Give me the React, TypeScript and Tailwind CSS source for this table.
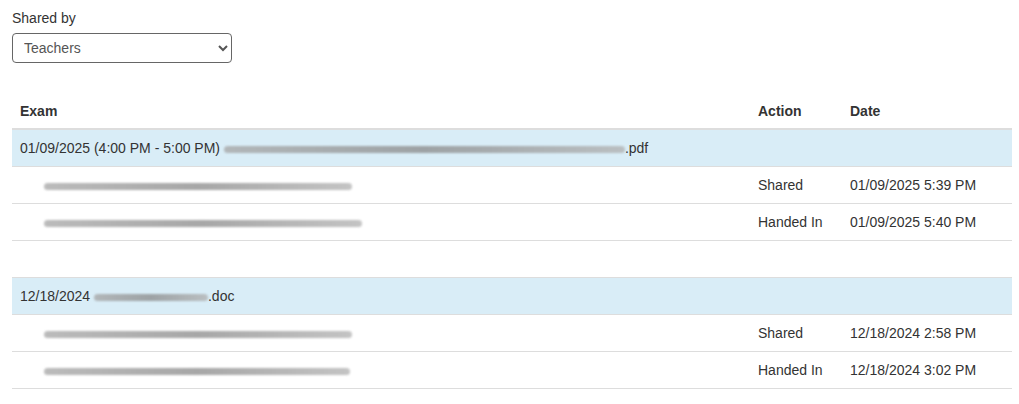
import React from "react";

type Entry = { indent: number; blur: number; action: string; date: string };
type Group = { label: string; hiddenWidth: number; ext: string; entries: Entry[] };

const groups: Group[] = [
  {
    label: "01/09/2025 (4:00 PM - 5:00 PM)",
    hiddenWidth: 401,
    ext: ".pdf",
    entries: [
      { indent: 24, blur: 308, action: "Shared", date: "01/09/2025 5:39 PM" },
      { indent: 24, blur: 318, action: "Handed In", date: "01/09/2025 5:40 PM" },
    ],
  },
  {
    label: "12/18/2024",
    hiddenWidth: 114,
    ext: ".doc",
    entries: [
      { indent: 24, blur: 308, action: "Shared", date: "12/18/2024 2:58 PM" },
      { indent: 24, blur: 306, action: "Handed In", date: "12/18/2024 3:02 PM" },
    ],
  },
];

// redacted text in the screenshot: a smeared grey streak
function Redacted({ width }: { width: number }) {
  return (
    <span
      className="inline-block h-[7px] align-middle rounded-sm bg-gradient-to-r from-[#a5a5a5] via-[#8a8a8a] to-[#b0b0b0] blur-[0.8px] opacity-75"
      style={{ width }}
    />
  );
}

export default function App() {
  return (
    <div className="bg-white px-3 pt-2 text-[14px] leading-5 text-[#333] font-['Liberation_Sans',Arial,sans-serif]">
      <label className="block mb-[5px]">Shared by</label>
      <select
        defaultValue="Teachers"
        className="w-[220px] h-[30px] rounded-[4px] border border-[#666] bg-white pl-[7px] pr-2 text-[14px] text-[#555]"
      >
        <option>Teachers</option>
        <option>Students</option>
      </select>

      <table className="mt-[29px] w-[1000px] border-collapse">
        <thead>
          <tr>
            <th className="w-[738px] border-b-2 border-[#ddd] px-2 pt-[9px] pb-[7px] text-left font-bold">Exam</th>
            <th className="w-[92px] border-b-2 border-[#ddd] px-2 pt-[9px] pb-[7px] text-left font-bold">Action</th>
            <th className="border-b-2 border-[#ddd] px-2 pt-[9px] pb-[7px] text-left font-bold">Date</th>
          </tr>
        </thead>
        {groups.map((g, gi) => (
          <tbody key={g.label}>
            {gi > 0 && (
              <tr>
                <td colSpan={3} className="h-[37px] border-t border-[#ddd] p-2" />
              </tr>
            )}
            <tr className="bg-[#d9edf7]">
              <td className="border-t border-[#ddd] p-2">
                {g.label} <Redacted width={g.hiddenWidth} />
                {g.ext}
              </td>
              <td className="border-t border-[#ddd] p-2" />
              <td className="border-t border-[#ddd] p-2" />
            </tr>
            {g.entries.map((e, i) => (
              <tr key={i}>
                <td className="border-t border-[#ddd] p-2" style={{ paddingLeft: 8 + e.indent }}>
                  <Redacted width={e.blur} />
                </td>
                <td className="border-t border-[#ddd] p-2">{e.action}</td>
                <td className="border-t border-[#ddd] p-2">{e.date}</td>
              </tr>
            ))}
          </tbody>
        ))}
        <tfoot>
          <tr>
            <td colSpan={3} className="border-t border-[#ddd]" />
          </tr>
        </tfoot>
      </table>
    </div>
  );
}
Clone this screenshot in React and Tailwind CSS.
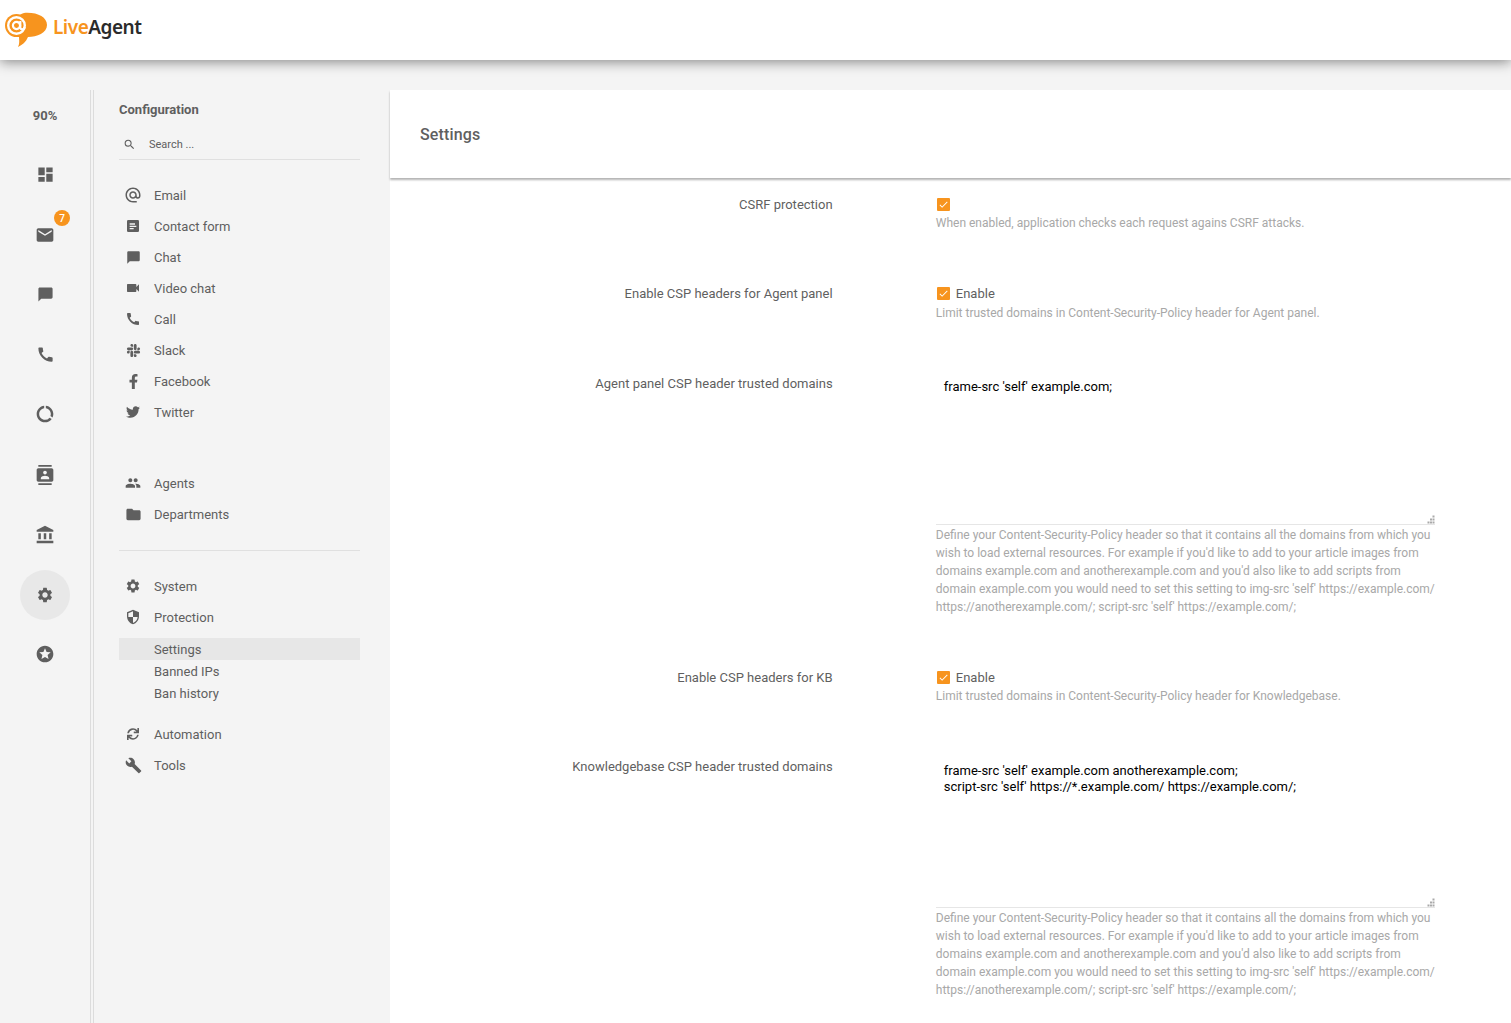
----------------------------------------
What you will do: Copy out each line that contains the word "this".

Task result:
Give me the React, TypeScript and Tailwind CSS source for this table.
Clone this screenshot in React and Tailwind CSS.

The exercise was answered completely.